For a while, I ignored it, as I do with most posts on Facebook that do not seem important.  However, after a week or so of people posting this video everyday I gave into watching it to see what all the press was about.  What I was met with was not surprising at all.  It was another video promoting faux-activism, with self-congratulation and fancy computer effects.  The same kind of video that has been posted ever since the KONY 2012 debacle. 

To those who have not seen the video I mentioned above, here is a synopsis:  A tall handsome man describes, in basic spoken-word poetry, various, possibly made-up, scenarios describing vaguely how overuse of cellphones and social media are ruining our lives, and all the while sleek computer word-art and effects drive his point home.  However, for me, the video itself has two primary flaws. 

The first flaw is that it is representative of a recent societal backlash, or perhaps counter trend, on the use of cellphones and social media that I personally think is over-publicized.  Since the invention of the telephone, or perhaps earlier, people have been concerned that forms of communication other than meeting face-to-face will cause a negative long-term impact on humanity, such as people not being able to fall in love or make close, personal friends.  However, 140 years later people are still making close personal friends as well as engaging in serious committed relationships.  

I raise these points to ask two questions.  One, is it possible that cellphones and social media are just another wave of technology like the invention of the telephone, that has made it possible to stay in touch or at least updated about people we are no longer close to physically and/or emotionally?
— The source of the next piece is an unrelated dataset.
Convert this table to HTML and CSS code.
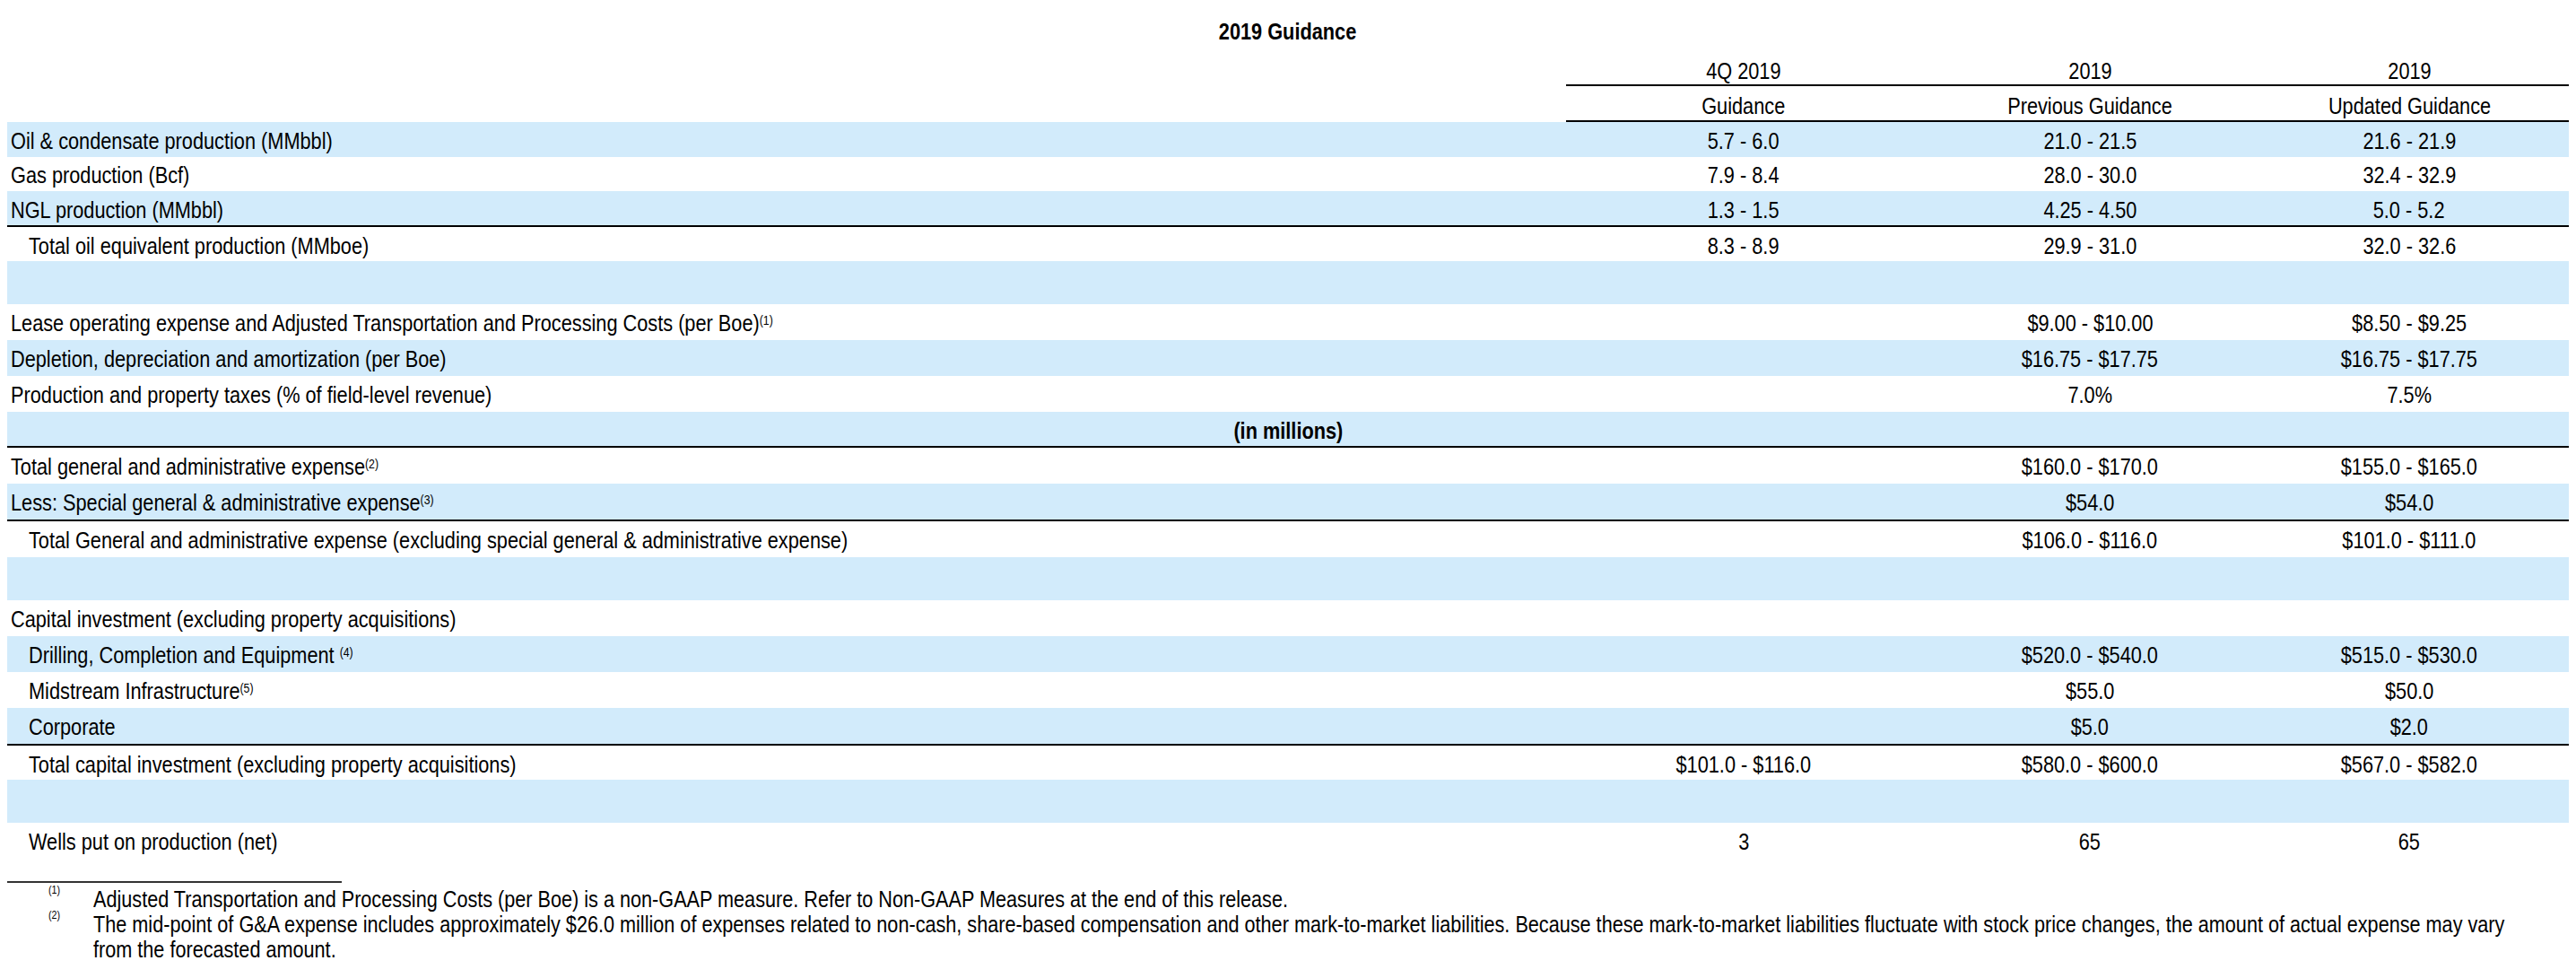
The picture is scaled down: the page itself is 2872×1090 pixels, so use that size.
FILE: index.html
```html
<!DOCTYPE html>
<html lang="en">
<head>
<meta charset="utf-8">
<title>2019 Guidance</title>
<link rel="stylesheet" href="styles.css">
</head>
<body>
<div class="page">
  <div class="title"><span class="t">2019 Guidance</span></div>
  <div class="table">
    <div class="row head h1">
      <div class="cell"></div>
      <div class="cell num line"><span class="t">4Q 2019</span></div>
      <div class="cell num line"><span class="t">2019</span></div>
      <div class="cell num line"><span class="t">2019</span></div>
      <div class="cell line"></div>
    </div>
    <div class="row head h2">
      <div class="cell"></div>
      <div class="cell num line"><span class="t">Guidance</span></div>
      <div class="cell num line"><span class="t">Previous Guidance</span></div>
      <div class="cell num line"><span class="t">Updated Guidance</span></div>
      <div class="cell line"></div>
    </div>
    <div class="body">
      <div class="row short">
        <div class="cell label"><span class="t">Oil &amp; condensate production (MMbbl)</span></div>
        <div class="cell num"><span class="t">5.7 - 6.0</span></div><div class="cell num"><span class="t">21.0 - 21.5</span></div><div class="cell num"><span class="t">21.6 - 21.9</span></div><div class="cell"></div>
      </div>
      <div class="row short">
        <div class="cell label"><span class="t">Gas production (Bcf)</span></div>
        <div class="cell num"><span class="t">7.9 - 8.4</span></div><div class="cell num"><span class="t">28.0 - 30.0</span></div><div class="cell num"><span class="t">32.4 - 32.9</span></div><div class="cell"></div>
      </div>
      <div class="row rule">
        <div class="cell label"><span class="t">NGL production (MMbbl)</span></div>
        <div class="cell num"><span class="t">1.3 - 1.5</span></div><div class="cell num"><span class="t">4.25 - 4.50</span></div><div class="cell num"><span class="t">5.0 - 5.2</span></div><div class="cell"></div>
      </div>
      <div class="row r38">
        <div class="cell label indent"><span class="t">Total oil equivalent production (MMboe)</span></div>
        <div class="cell num"><span class="t">8.3 - 8.9</span></div><div class="cell num"><span class="t">29.9 - 31.0</span></div><div class="cell num"><span class="t">32.0 - 32.6</span></div><div class="cell"></div>
      </div>
      <div class="row blank"></div>
      <div class="row">
        <div class="cell label"><span class="t">Lease operating expense and Adjusted Transportation and Processing Costs (per Boe)<sup>(1)</sup></span></div>
        <div class="cell num"></div><div class="cell num"><span class="t">$9.00 - $10.00</span></div><div class="cell num"><span class="t">$8.50 - $9.25</span></div><div class="cell"></div>
      </div>
      <div class="row">
        <div class="cell label"><span class="t">Depletion, depreciation and amortization (per Boe)</span></div>
        <div class="cell num"></div><div class="cell num"><span class="t">$16.75 - $17.75</span></div><div class="cell num"><span class="t">$16.75 - $17.75</span></div><div class="cell"></div>
      </div>
      <div class="row">
        <div class="cell label"><span class="t">Production and property taxes (% of field-level revenue)</span></div>
        <div class="cell num"></div><div class="cell num"><span class="t">7.0%</span></div><div class="cell num"><span class="t">7.5%</span></div><div class="cell"></div>
      </div>
      <div class="row rule">
        <div class="cell full"><span class="t">(in millions)</span></div>
      </div>
      <div class="row">
        <div class="cell label"><span class="t">Total general and administrative expense<sup>(2)</sup></span></div>
        <div class="cell num"></div><div class="cell num"><span class="t">$160.0 - $170.0</span></div><div class="cell num"><span class="t">$155.0 - $165.0</span></div><div class="cell"></div>
      </div>
      <div class="row rule r42">
        <div class="cell label"><span class="t">Less: Special general &amp; administrative expense<sup>(3)</sup></span></div>
        <div class="cell num"></div><div class="cell num"><span class="t">$54.0</span></div><div class="cell num"><span class="t">$54.0</span></div><div class="cell"></div>
      </div>
      <div class="row">
        <div class="cell label indent"><span class="t">Total General and administrative expense (excluding special general &amp; administrative expense)</span></div>
        <div class="cell num"></div><div class="cell num"><span class="t">$106.0 - $116.0</span></div><div class="cell num"><span class="t">$101.0 - $111.0</span></div><div class="cell"></div>
      </div>
      <div class="row blank"></div>
      <div class="row">
        <div class="cell label"><span class="t">Capital investment (excluding property acquisitions)</span></div>
        <div class="cell num"></div><div class="cell num"></div><div class="cell num"></div><div class="cell"></div>
      </div>
      <div class="row">
        <div class="cell label indent"><span class="t">Drilling, Completion and Equipment <sup>(4)</sup></span></div>
        <div class="cell num"></div><div class="cell num"><span class="t">$520.0 - $540.0</span></div><div class="cell num"><span class="t">$515.0 - $530.0</span></div><div class="cell"></div>
      </div>
      <div class="row">
        <div class="cell label indent"><span class="t">Midstream Infrastructure<sup>(5)</sup></span></div>
        <div class="cell num"></div><div class="cell num"><span class="t">$55.0</span></div><div class="cell num"><span class="t">$50.0</span></div><div class="cell"></div>
      </div>
      <div class="row rule r42">
        <div class="cell label indent"><span class="t">Corporate</span></div>
        <div class="cell num"></div><div class="cell num"><span class="t">$5.0</span></div><div class="cell num"><span class="t">$2.0</span></div><div class="cell"></div>
      </div>
      <div class="row r38">
        <div class="cell label indent"><span class="t">Total capital investment (excluding property acquisitions)</span></div>
        <div class="cell num"><span class="t">$101.0 - $116.0</span></div><div class="cell num"><span class="t">$580.0 - $600.0</span></div><div class="cell num"><span class="t">$567.0 - $582.0</span></div><div class="cell"></div>
      </div>
      <div class="row blank"></div>
      <div class="row">
        <div class="cell label indent"><span class="t">Wells put on production (net)</span></div>
        <div class="cell num"><span class="t">3</span></div><div class="cell num"><span class="t">65</span></div><div class="cell num"><span class="t">65</span></div><div class="cell"></div>
      </div>
    </div>
  </div>
  <div class="notes">
    <div class="note-rule"></div>
    <div class="note">
      <span class="mark"><span class="t">(1)</span></span>
      <p class="note-text">Adjusted Transportation and Processing Costs (per Boe) is a non-GAAP measure. Refer to Non-GAAP Measures at the end of this release.</p>
    </div>
    <div class="note">
      <span class="mark"><span class="t">(2)</span></span>
      <p class="note-text">The mid-point of G&amp;A expense includes approximately $26.0 million of expenses related to non-cash, share-based compensation and other mark-to-market liabilities. Because these mark-to-market liabilities fluctuate with stock price changes, the amount of actual expense may vary from the forecasted amount.</p>
    </div>
  </div>
</div>
</body>
</html>
```

FILE: styles.css
```css
html, body {
  margin: 0;
  padding: 0;
  background: #ffffff;
  overflow: hidden;
}

/* Condensed face (Arial Narrow look) emulated with a horizontal squeeze */
.page {
  padding: 0 8px;
  font-family: "Liberation Sans", Arial, sans-serif;
  font-size: 26.5px;
  color: #000000;
}

.t {
  display: inline-block;
  transform: scaleX(0.82);
  transform-origin: center top;
}

.label .t,
.mark .t {
  transform-origin: left top;
}

.title {
  height: 55px;
  box-sizing: border-box;
  padding-top: 19.8px;
  line-height: 30px;
  font-weight: bold;
  text-align: center;
}

.row {
  display: grid;
  grid-template-columns: 1738px 396px 376px 336px 10px;
  height: 40px;
  box-sizing: border-box;
}

.cell {
  padding-top: 5.8px;
  line-height: 30px;
  white-space: nowrap;
  box-sizing: border-box;
}

.head.h1 {
  height: 41px;
}

.head.h1 .cell {
  padding-top: 8.5px;
}

.head.h2 .cell {
  padding-top: 6.8px;
}

.head .line {
  border-bottom: 2px solid #000000;
}

.num {
  text-align: center;
}

.label {
  padding-left: 4px;
}

.label.indent {
  padding-left: 24px;
}

.full {
  grid-column: 1 / -1;
  text-align: center;
  font-weight: bold;
}

.body .row:nth-child(odd) {
  background: #d2ebfb;
}

.row.short {
  height: 38.5px;
}

.row.r38 {
  height: 38px;
}

.row.r42 {
  height: 42px;
}

.row.blank {
  height: 48px;
}

.row.rule {
  border-bottom: 2px solid #000000;
}

sup {
  font-size: 15px;
  vertical-align: 7px;
  line-height: 0;
}

.notes {
  padding-top: 25px;
}

.note-rule {
  width: 373px;
  height: 0;
  border-top: 2px solid #333333;
  margin-bottom: 4px;
}

.note {
  display: grid;
  grid-template-columns: 96px minmax(0, 1fr);
  font-size: 26.4px;
  line-height: 28px;
}

.mark {
  padding-left: 46px;
  font-size: 13px;
  line-height: 28px;
  position: relative;
  top: -10px;
}

.note-text {
  margin: 0;
  width: 3312px;
  transform: scaleX(0.82);
  transform-origin: left top;
}
```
I believe that the answer is yes.  This answer brings me to my next question as well as the next flaw of the video: Can we please focus our energy and sentiment toward more pressing issues other than cellphone use?

In our society, when there are still institutionalized forms of racism, sexism, classism, homophobia and countless  other problems that should be sorted out, it is disheartening when my Facebook feed does not represent the need for change in these other areas of our society.  Instead, it gives off the idea that people are more concerned with spreading change about smartphone use, an issue of questionable importance, versus issues that actually matter, such as racially-charged police abuse or the gender-gap that still exists.

The part of the video I take the most issue with, however, is toward the end.  At some point, the poet congratulates the viewer for being one of the few people to stick around until the end of the video.  The reason I take issue with this is it creates the perception that by watching an aesthetically pleasing three and a half minute video, the viewer deserves some sort of congratulations, as if they have already created a change.  

This form of non-deserved merit allows viewers to believe they are people who accomplish real change in the world, activists if you will, when they simply are not.  I believe this is the real part that is damaging to our society, because not only does it diminish the respect for the actual activists in our society that create real change, but it also diverts attention from  their causes as well.